The current make-up of the Supreme Court of the United States, led by Chief Justice John Robers, has been highly controversial. With a Republican majority in the White House, Senate and Supreme Court, of which two justices were appointed by President Trump, Democrats feared that their voices would fail to be heard and represented. However, as it turns out, what initially looked like a conservative court has slowly become more unpredictable, making landmark decisions that sway equally between conservative and liberal.
Most recently, the court has made contentious decisions in regards to women’s health and women’s reproductive rights. The first decision came on June 29, 2020, when the Supreme Court ruled on the case of June Medical Services vs. Russo regarding admitting privileges in Louisiana. Admitting privileges gives doctors and clinics the right to admit patients to local hospitals in order to perform abortions. The decision opens up the possibility of increased closures of abortion clinics if hospitals refuse admitting privilege applications, which would, in effect, slowly strip away the right to an abortion for women.

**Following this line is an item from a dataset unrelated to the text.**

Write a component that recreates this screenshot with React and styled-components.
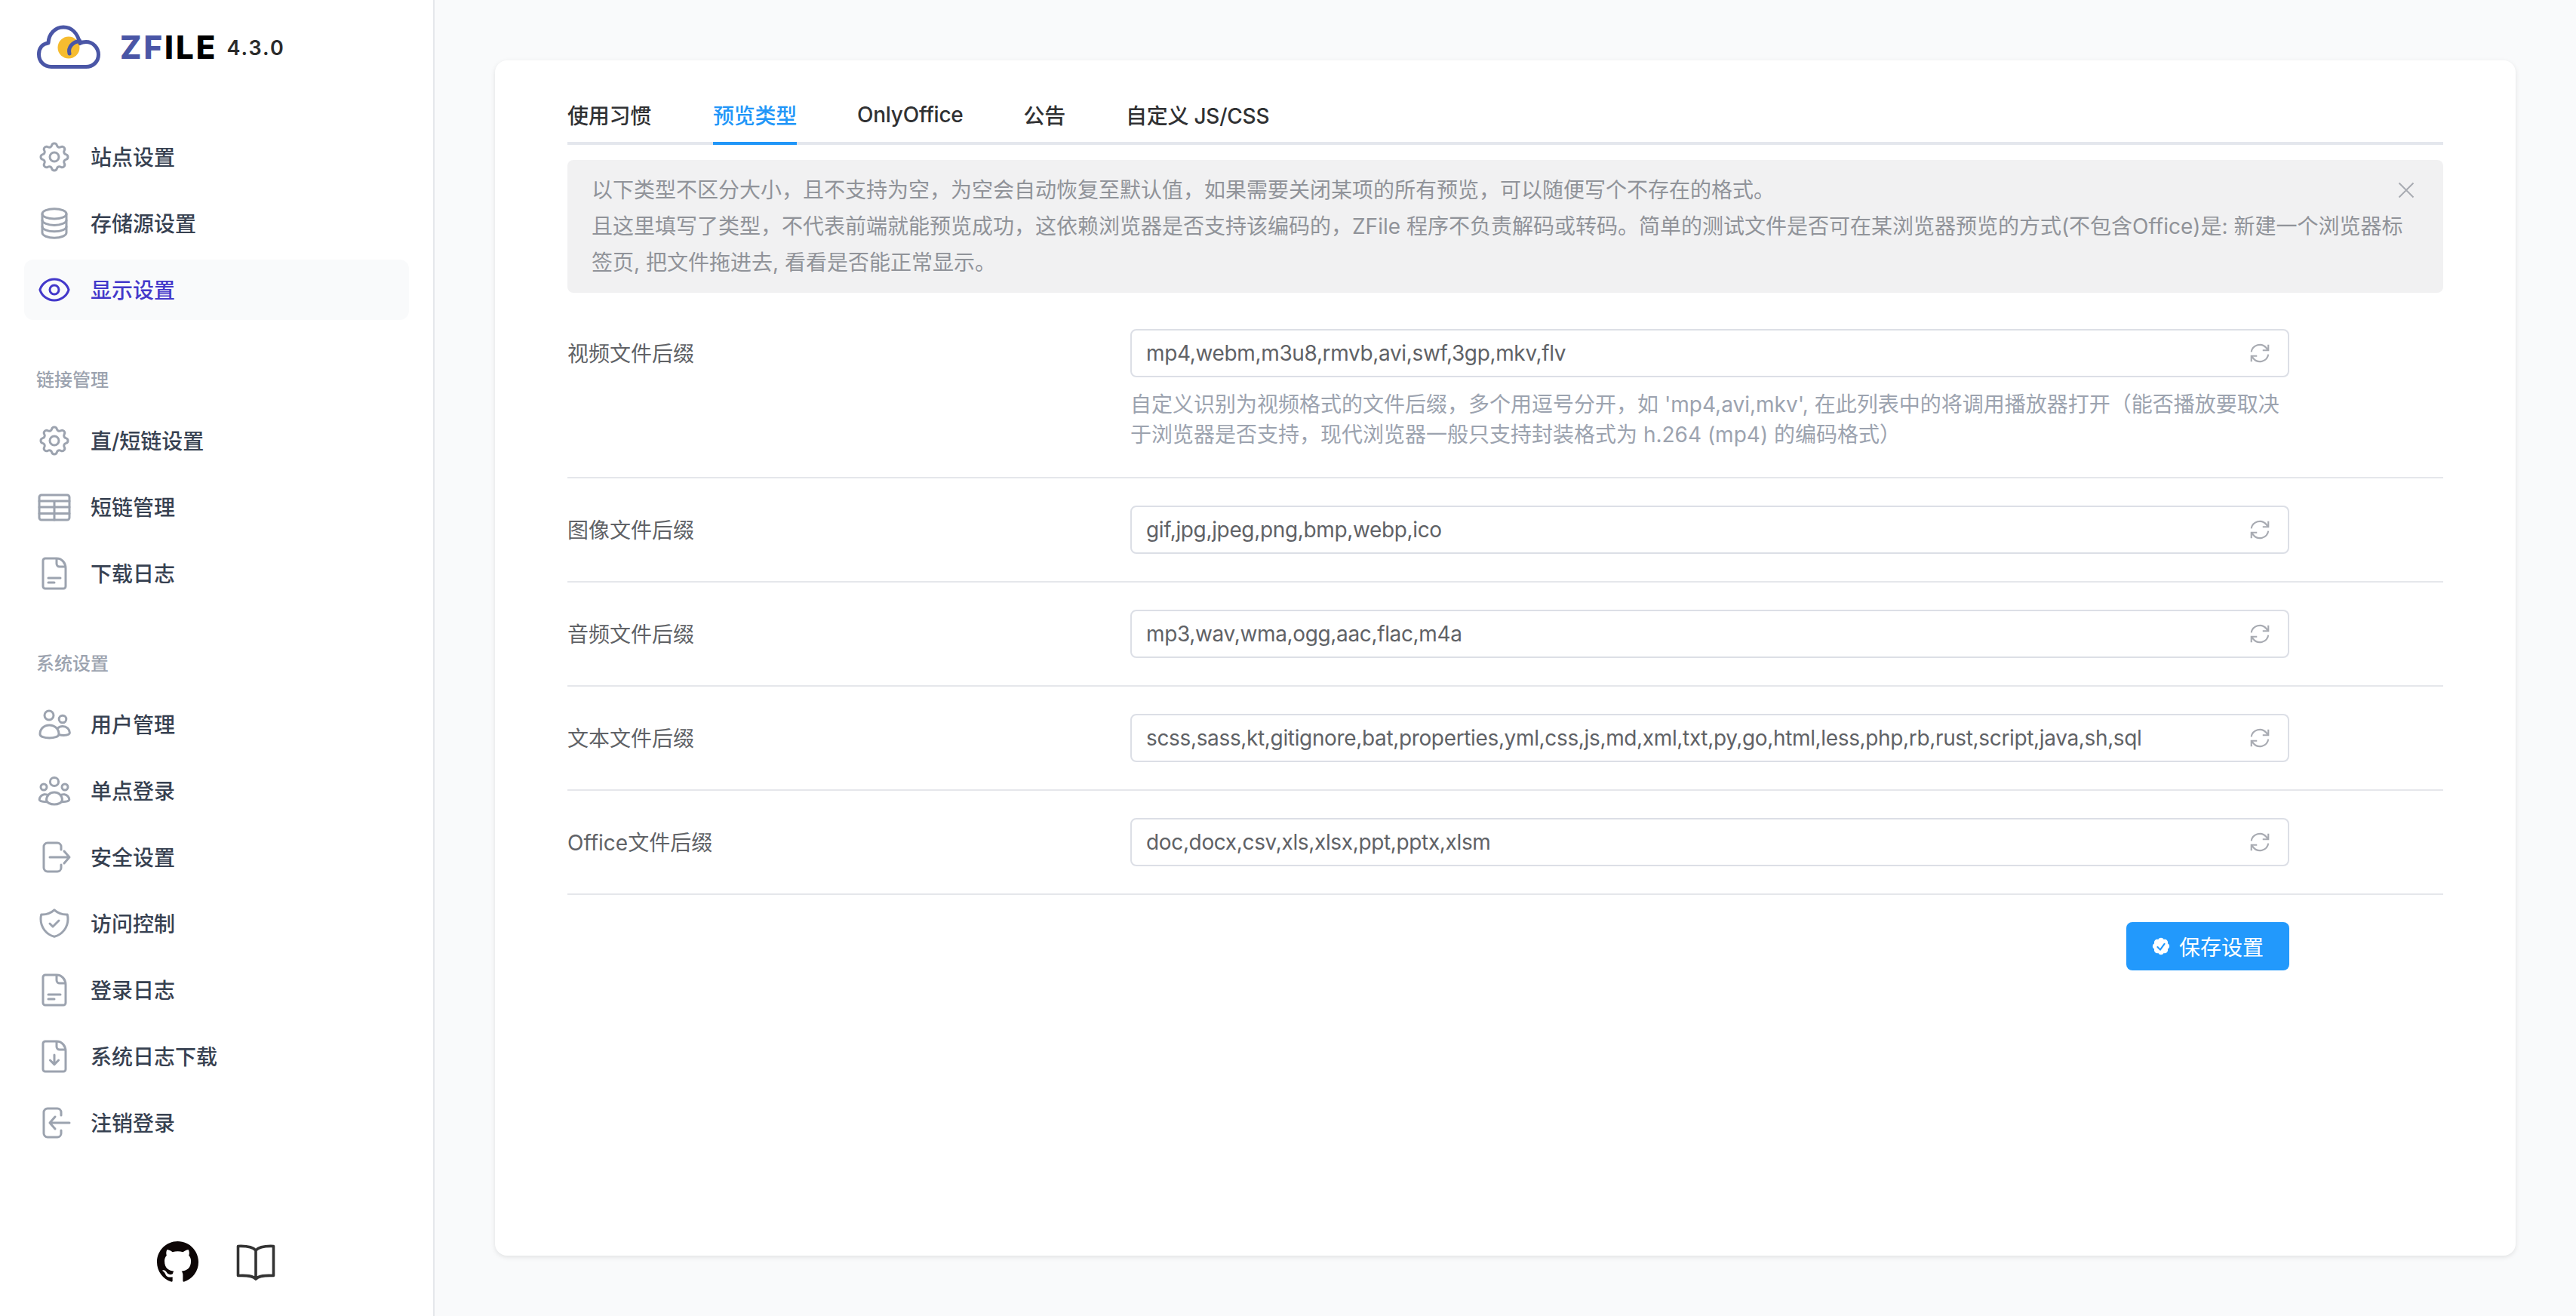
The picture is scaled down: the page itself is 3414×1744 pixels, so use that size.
import React from "react";
import styled, { createGlobalStyle } from "styled-components";
import { BsGithub } from "react-icons/bs";

const GlobalStyle = createGlobalStyle`
  html, body {
    margin: 0;
    padding: 0;
    height: 100%;
  }
  body {
    font-family: Inter, "Noto Sans CJK SC", sans-serif;
    background: #f9fafb;
  }
  * {
    box-sizing: border-box;
  }
`;

const FONT = `Inter, "Noto Sans CJK SC", sans-serif`;

// Icons, all on a 24 grid
const Icon = ({ children }) => (
  <NavSvg viewBox="0 0 24 24" fill="none" stroke="currentColor" strokeWidth="1.5" strokeLinecap="round" strokeLinejoin="round">
    {children}
  </NavSvg>
);

const CogIcon = () => (
  <Icon>
    <path d="M10.325 4.317c.426-1.756 2.924-1.756 3.35 0a1.724 1.724 0 002.573 1.066c1.543-.94 3.31.826 2.37 2.37a1.724 1.724 0 001.065 2.572c1.756.426 1.756 2.924 0 3.35a1.724 1.724 0 00-1.066 2.573c.94 1.543-.826 3.31-2.37 2.37a1.724 1.724 0 00-2.572 1.065c-.426 1.756-2.924 1.756-3.35 0a1.724 1.724 0 00-2.573-1.066c-1.543.94-3.31-.826-2.37-2.37a1.724 1.724 0 00-1.065-2.572c-1.756-.426-1.756-2.924 0-3.35a1.724 1.724 0 001.066-2.573c-.94-1.543.826-3.31 2.37-2.37.996.608 2.296.07 2.572-1.065z" />
    <circle cx="12" cy="12" r="3" />
  </Icon>
);
const DatabaseIcon = () => (
  <Icon>
    <ellipse cx="12" cy="5.700" rx="8" ry="3.300" />
    <path d="M4 5.700v12.600c0 1.800 3.600 3.300 8 3.300s8-1.500 8-3.300V5.700" />
    <path d="M4 9.900c0 1.800 3.600 3.300 8 3.300s8-1.500 8-3.300M4 14.100c0 1.800 3.600 3.300 8 3.300s8-1.500 8-3.300" />
  </Icon>
);
const EyeIcon = () => (
  <Icon>
    <circle cx="12" cy="12" r="3" />
    <path d="M2.460 12C3.730 7.940 7.520 5 12 5s8.270 2.940 9.540 7c-1.270 4.060-5.060 7-9.540 7s-8.270-2.940-9.540-7z" />
  </Icon>
);
const TableIcon = () => (
  <Icon>
    <rect x="2" y="4" width="20" height="16.500" rx="1.500" />
    <path d="M2 8h20M2 12h20M2 16.200h20M12 8v12.500" />
  </Icon>
);
const DOC = "M13.500 2H6a1.500 1.500 0 00-1.500 1.500v17A1.500 1.500 0 006 22h12a1.500 1.500 0 001.500-1.500V8.500c0-3.500-2.500-6.500-6-6.500zM13.500 2v3.500a2 2 0 002 2h4";
const DocIcon = () => (
  <Icon>
    <path d={DOC} />
    <path d="M8 15h8M8 18h4" />
  </Icon>
);
const DocDownIcon = () => (
  <Icon>
    <path d={DOC} />
    <path d="M12 11v6M9.200 14.500L12 17.300l2.800-2.800" />
  </Icon>
);
const UsersIcon = () => (
  <Icon>
    <circle cx="8.500" cy="6" r="3" />
    <circle cx="17.500" cy="8.500" r="2.400" />
    <path d="M2.500 18.500c0-3.500 2.500-6 6.200-6s6.300 2.500 6.300 6c0 1.600-3 2.500-6.300 2.500s-6.200-.9-6.200-2.500z" />
    <path d="M14.200 14.600c.8-.8 2-1.300 3.300-1.300 2.700 0 4.700 2 4.700 4.200 0 1.100-2 1.600-4 1.700-.9 0-2-.1-3-.4" />
  </Icon>
);
const GroupIcon = () => (
  <Icon>
    <circle cx="12" cy="6" r="2.800" />
    <circle cx="5" cy="9.500" r="2" />
    <circle cx="19" cy="9.500" r="2" />
    <path d="M6.800 18c0-2.900 2.300-5 5.200-5s5.200 2.100 5.200 5c0 1.800-2.500 3-5.200 3s-5.200-1.200-5.200-3z" />
    <path d="M7.300 14.600c-.6-.2-1.300-.3-2-.2-1.800.3-3.200 1.900-3.200 3.500 0 .8 2 1.400 4.800 1.500M16.700 14.600c.6-.2 1.300-.3 2-.2 1.800.3 3.200 1.900 3.200 3.500 0 .8-2 1.400-4.800 1.500" />
  </Icon>
);
const ExitIcon = () => (
  <Icon>
    <path d="M16.500 7V5A2.500 2.500 0 0014 2.500H7.500A2.500 2.500 0 005 5v14a2.500 2.500 0 002.500 2.500H14a2.500 2.500 0 002.500-2.500v-2" />
    <path d="M9 12h13M18.500 8l3.500 4-3.500 4" />
  </Icon>
);
const EnterIcon = () => (
  <Icon>
    <path d="M16.500 7V5A2.500 2.500 0 0014 2.500H7.500A2.500 2.500 0 005 5v14a2.500 2.500 0 002.500 2.500H14a2.500 2.500 0 002.500-2.500v-2" />
    <path d="M22 12H9M12.500 8L9 12l3.500 4" />
  </Icon>
);
const ShieldIcon = () => (
  <Icon>
    <path d="M9 12l2 2 4-4m5.618-4.016A11.955 11.955 0 0112 2.944a11.955 11.955 0 01-8.618 3.040A12.020 12.020 0 003 9c0 5.591 3.824 10.290 9 11.622 5.176-1.332 9-6.030 9-11.622 0-1.042-.133-2.052-.382-3.016z" />
  </Icon>
);

const RefreshIcon = () => (
  <RefreshSvg viewBox="0 0 28 28" fill="none" stroke="currentColor" strokeWidth="2">
    <path d="M3.500 12.500A10.500 10.500 0 0122 7.500l2 2.500" />
    <path d="M24.500 3.500v7h-7" />
    <path d="M24.500 15.500A10.500 10.500 0 016 20.500L4 18" />
    <path d="M3.500 24.500v-7h7" />
  </RefreshSvg>
);

const CloudLogo = () => (
  <svg width="84" height="60" viewBox="0 0 84 60" fill="none">
    <circle cx="42" cy="30" r="14.500" fill="#f6bc2f" />
    <path
      d="M19 55.500h46c9.500 0 16.500-7 16.500-16 0-9.500-7.500-17-16.500-17-3 0-6 .7-8 2C54 11 46 3 35 3 24 3 15.500 12 15 24 7 25 2.500 31 2.500 39c0 9.500 7 16.500 16.500 16.500z"
      stroke="#4a56a6"
      strokeWidth="5"
      strokeLinejoin="round"
    />
    <path d="M43 38c-2-8 4-16 14-16.500" stroke="#4a56a6" strokeWidth="5" strokeLinecap="round" />
  </svg>
);

const BookIcon = () => (
  <svg width="52" height="48" viewBox="0 0 52 48" fill="none" stroke="#333" strokeWidth="3.600" strokeLinejoin="round">
    <path d="M26 8C22 3.500 14 2 2.500 2.500v39C14 41 22 41.500 26 46c4-4.500 12-5 23.500-4.500v-39C38 2 30 3.500 26 8zM26 8v38" />
  </svg>
);

const CheckBadge = () => (
  <svg width="28" height="28" viewBox="0 0 20 20" fill="#fff">
    <path
      fillRule="evenodd"
      clipRule="evenodd"
      d="M16.403 12.652a3 3 0 000-5.304 3 3 0 00-3.750-3.751 3 3 0 00-5.305 0 3 3 0 00-3.751 3.750 3 3 0 000 5.305 3 3 0 003.750 3.751 3 3 0 005.305 0 3 3 0 003.751-3.750zm-2.546-4.460a.75.75 0 00-1.214-.883l-3.483 4.790-1.880-1.880a.75.75 0 10-1.060 1.061l2.500 2.500a.75.75 0 001.137-.089l4-5.500z"
    />
  </svg>
);

const CloseIcon = () => (
  <svg width="22" height="22" viewBox="0 0 22 22" fill="none" stroke="#a8abb2" strokeWidth="2">
    <path d="M1.500 1.500l19 19M20.500 1.500l-19 19" />
  </svg>
);

// Data
const topItems = [
  { label: "站点设置", icon: <CogIcon /> },
  { label: "存储源设置", icon: <DatabaseIcon /> },
  { label: "显示设置", icon: <EyeIcon />, active: true },
];
const linkItems = [
  { label: "直/短链设置", icon: <CogIcon /> },
  { label: "短链管理", icon: <TableIcon /> },
  { label: "下载日志", icon: <DocIcon /> },
];
const systemItems = [
  { label: "用户管理", icon: <UsersIcon /> },
  { label: "单点登录", icon: <GroupIcon /> },
  { label: "安全设置", icon: <ExitIcon /> },
  { label: "访问控制", icon: <ShieldIcon /> },
  { label: "登录日志", icon: <DocIcon /> },
  { label: "系统日志下载", icon: <DocDownIcon /> },
  { label: "注销登录", icon: <EnterIcon /> },
];
const tabs = ["使用习惯", "预览类型", "OnlyOffice", "公告", "自定义 JS/CSS"];
const rows = [
  {
    label: "视频文件后缀",
    value: "mp4,webm,m3u8,rmvb,avi,swf,3gp,mkv,flv",
    hint: "自定义识别为视频格式的文件后缀，多个用逗号分开，如 'mp4,avi,mkv', 在此列表中的将调用播放器打开（能否播放要取决于浏览器是否支持，现代浏览器一般只支持封装格式为 h.264 (mp4) 的编码格式）",
  },
  { label: "图像文件后缀", value: "gif,jpg,jpeg,png,bmp,webp,ico" },
  { label: "音频文件后缀", value: "mp3,wav,wma,ogg,aac,flac,m4a" },
  {
    label: "文本文件后缀",
    value: "scss,sass,kt,gitignore,bat,properties,yml,css,js,md,xml,txt,py,go,html,less,php,rb,rust,script,java,sh,sql",
  },
  { label: "Office文件后缀", value: "doc,docx,csv,xls,xlsx,ppt,pptx,xlsm" },
];

const NavList = ({ items }) => (
  <NavGroup>
    {items.map((item) => (
      <NavItem key={item.label} $active={item.active}>
        {item.icon}
        <NavLabel>{item.label}</NavLabel>
      </NavItem>
    ))}
  </NavGroup>
);

export default function App() {
  return (
    <Layout>
      <GlobalStyle />
      <Sidebar>
        <Brand>
          <CloudLogo />
          <BrandName>
            <BrandAccent>ZF</BrandAccent>ILE
          </BrandName>
          <BrandVersion>4.3.0</BrandVersion>
        </Brand>
        <Nav>
          <NavList items={topItems} />
          <SectionTitle>链接管理</SectionTitle>
          <NavList items={linkItems} />
          <SectionTitle>系统设置</SectionTitle>
          <NavList items={systemItems} />
        </Nav>
        <SidebarFooter>
          <BsGithub size={55} color="#0d0606" />
          <BookIcon />
        </SidebarFooter>
      </Sidebar>
      <Main>
        <Card>
          <TabBar>
            {tabs.map((tab) => (
              <Tab key={tab} $active={tab === "预览类型"}>
                {tab}
              </Tab>
            ))}
          </TabBar>
          <Alert>
            <AlertText>
              以下类型不区分大小，且不支持为空，为空会自动恢复至默认值，如果需要关闭某项的所有预览，可以随便写个不存在的格式。
              <br />
              且这里填写了类型，不代表前端就能预览成功，这依赖浏览器是否支持该编码的，ZFile 程序不负责解码或转码。简单的测试文件是否可在某浏览器预览的方式(不包含Office)是: 新建一个浏览器标签页, 把文件拖进去, 看看是否能正常显示。
            </AlertText>
            <AlertClose>
              <CloseIcon />
            </AlertClose>
          </Alert>
          <Form>
            {rows.map((row) => (
              <Row key={row.label}>
                <RowLabel>{row.label}</RowLabel>
                <RowField>
                  <InputBox>
                    <InputValue>{row.value}</InputValue>
                    <RefreshIcon />
                  </InputBox>
                  {row.hint && <Hint>{row.hint}</Hint>}
                </RowField>
              </Row>
            ))}
          </Form>
          <Actions>
            <SaveButton>
              <CheckBadge />
              保存设置
            </SaveButton>
          </Actions>
        </Card>
      </Main>
    </Layout>
  );
}

const Layout = styled.div`
  display: flex;
  width: 100%;
  height: 1744px;
  overflow: hidden;
  font-family: ${FONT};
`;

const Sidebar = styled.aside`
  display: flex;
  flex-direction: column;
  flex: 0 0 576px;
  background: #fff;
  border-right: 2px solid #e5e7eb;
`;

const Brand = styled.div`
  display: flex;
  align-items: center;
  height: 168px;
  padding: 0 0 42px 49px;
`;

const BrandName = styled.div`
  margin-left: 26px;
  font-size: 42px;
  font-weight: 800;
  letter-spacing: 3px;
  line-height: 1;
  color: #000;
`;

const BrandAccent = styled.span`
  color: #4a56a6;
`;

const BrandVersion = styled.div`
  margin-left: 12px;
  font-size: 27px;
  font-weight: 600;
  letter-spacing: 2px;
  line-height: 1;
  color: #2b2b2b;
`;

const Nav = styled.nav`
  padding: 0 32px;
`;

const NavGroup = styled.div`
  display: flex;
  flex-direction: column;
  gap: 8px;
`;

const NavItem = styled.a`
  display: flex;
  align-items: center;
  gap: 24px;
  height: 80px;
  padding: 0 16px;
  border-radius: 12px;
  font-size: 28px;
  font-weight: 500;
  color: ${(p) => (p.$active ? "#4338ca" : "#374151")};
  background: ${(p) => (p.$active ? "#f9fafb" : "transparent")};

  svg {
    color: ${(p) => (p.$active ? "#4338ca" : "#9ca3af")};
  }
`;

const NavLabel = styled.span`
  padding-bottom: 2px;
`;

const NavSvg = styled.svg`
  flex: none;
  width: 48px;
  height: 48px;
`;

const SectionTitle = styled.div`
  margin: 64px 0 24px;
  padding-left: 16px;
  font-size: 24px;
  font-weight: 500;
  line-height: 32px;
  color: #9ca3af;
`;

const SidebarFooter = styled.div`
  display: flex;
  align-items: center;
  justify-content: center;
  gap: 50px;
  margin-top: auto;
  padding: 0 2px 44px 0;
`;

const Main = styled.main`
  flex: 1;
  min-width: 0;
  padding: 80px;
  background: #f9fafb;
`;

const Card = styled.section`
  height: 100%;
  padding: 28px 96px;
  background: #fff;
  border-radius: 16px;
  box-shadow: 0 2px 6px rgba(0, 0, 0, 0.1);
`;

const TabBar = styled.div`
  display: flex;
  border-bottom: 4px solid #e4e7ed;
  margin-bottom: 20px;
`;

const Tab = styled.div`
  position: relative;
  display: flex;
  align-items: center;
  height: 80px;
  padding: 8px 40px 0;
  font-size: 28px;
  font-weight: 500;
  letter-spacing: -0.25px;
  color: ${(p) => (p.$active ? "#2196f8" : "#303133")};

  &:first-child {
    padding-left: 0;
    padding-right: 42px;
  }

  ${(p) =>
    p.$active &&
    `
    &::after {
      content: "";
      position: absolute;
      left: 40px;
      right: 40px;
      bottom: -4px;
      height: 4px;
      background: #2196f8;
    }
  `}
`;

const Alert = styled.div`
  position: relative;
  padding: 16px 32px;
  margin-bottom: 12px;
  background: #f1f1f2;
  border-radius: 8px;
`;

const AlertText = styled.p`
  margin: 0;
  max-width: 2404px;
  font-size: 28px;
  line-height: 48px;
  color: #909399;
`;

const AlertClose = styled.div`
  position: absolute;
  top: 29px;
  right: 38px;
  line-height: 0;
`;

const Form = styled.div`
  display: flex;
  flex-direction: column;
`;

const Row = styled.div`
  display: flex;
  padding: 36px 0;
  border-bottom: 2px solid #e5e7eb;
`;

const RowLabel = styled.div`
  flex: 0 0 746px;
  height: 64px;
  font-size: 28px;
  line-height: 66px;
  color: #606266;
`;

const RowField = styled.div`
  width: 1536px;
`;

const InputBox = styled.div`
  display: flex;
  align-items: center;
  justify-content: space-between;
  height: 64px;
  padding: 0 22px 0 19px;
  background: #fff;
  border: 2px solid #dcdfe6;
  border-radius: 8px;
`;

const InputValue = styled.span`
  font-size: 28px;
  letter-spacing: -0.35px;
  color: #606266;
`;

const RefreshSvg = styled.svg`
  flex: none;
  width: 30px;
  height: 30px;
  color: #a8abb2;
`;

const Hint = styled.div`
  margin-top: 16px;
  font-size: 28px;
  line-height: 40px;
  color: #9ca3af;
`;

const Actions = styled.div`
  display: flex;
  justify-content: flex-end;
  width: 2282px;
  padding-top: 36px;
`;

const SaveButton = styled.button`
  display: flex;
  align-items: center;
  gap: 10px;
  height: 64px;
  padding: 0 34px 0 32px;
  border: none;
  border-radius: 8px;
  background: #2299fc;
  color: #fff;
  font-family: ${FONT};
  font-size: 28px;
`;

In the 5-4 ruling, Chief Justice John Roberts joined the four liberal justices in striking down the Louisiana law, rendering it unconstitutional. However, this isn’t a sure win for Democrats and those who support the right to choose. While Chief Justice Roberts did side with the liberal wing of the court, it was for reasons other than those held by the liberal justices, who stated that the law would make it “impossible for many women to obtain a safe, legal abortion in the State and [impose] substantial obstacles on those who could.” Roberts dissented, stating that his decision was based on a similar ruling which set a precedent four years prior.
Moreover, on July 2, 2020, the Supreme Court declined to take up a number of abortion cases, forcing them back to lower federal courts. Of these were challenges concerning two Indiana laws, one of which requires minors to receive parental permission before an abortion, the other requiring an ultrasound and an 18-hour waiting period before an abortion. Others surrounded the issue of protests near and outside abortion clinics. The hesitation demonstrated by the justices towards making sweeping decisions on abortion and other reproductive rights indicates a reluctance towards making unified decisions for the country over the issue of reproductive rights.
Furthermore, while some decisions and instances point towards hope and optimism, others serve to strip away reproductive rights for women in this country.
On July 8 when the Supreme Court backed the constitutionality behind refusing health insurance coverage if there are moral or religious objections to contraception. Originally, under the Affordable Care Act, employers were required to cover the cost of contraception. This, of course, exempted churches and other religious objectors and allowed employees to receive contraception straight from their insurer without involving the employer at all. However, in 2017, the Trump administration extended the exemptions to include any employer with moral or religious objections. This effectively leaves over 100,000 women without coverage because of their employers.
This decision fuels the age-long debate between freedom of choice and freedom of religion. The issue here is that instead of working to balance these freedoms, the Supreme Court is allowing people’s religious beliefs to supersede the interests and rights of others,, especially those who do not share the same beliefs.
This decision also poses more problems than initially foreseen. Most obviously, thousands of women are losing access to their birth control. This drastically increases the threat of unwanted pregnancy, which can be extremely dangerous. On top of this, it is harmful to women economically; as Justice Ruth Bader Ginsburg stated in her dissent, “Destructive of the Women’s Health Amendment, this Court leaves women workers to fend for themselves, to seek contraceptive coverage from sources other than their employer’s insurer, and, absent another available source of funding, to pay for contraceptive services out of their own pockets.”
What many people do not realize, however, is that birth control is imperative in regulating women’s health. The reality is that every single woman has had to deal with their periods, and we, as a society, shy away from the topic and have deemed it taboo. Thus, what we do not realize is that millions of women are dependent on birth control to regulate their menstruation cycles and aid them in the debilitating pain that comes monthly for them, whether it be in the form of cramps or headaches.
In addition, the benefits of birth control extend to reducing the risk of ovarian cysts and ovarian cancer by 50 percent. Now, these women have to forego medication that is necessary to their ability to live a painless, normal life. The fact that several companies choose to cover Viagra for men but not birth control for women is further indicative underlying layers of sexism and discrimination.
This current Supreme Court has proven to be an unpredictable one. While certain decisions undoubtedly uphold reproductive rights, others erode them significantly, causing uncertainty and ambiguity and often prioritizing religious freedoms over reproductive ones. Until and unless we awaken to the fact that reproductive rights should be inalienable and essential, the saga of reproductive rights and Supreme Court decisions will continue.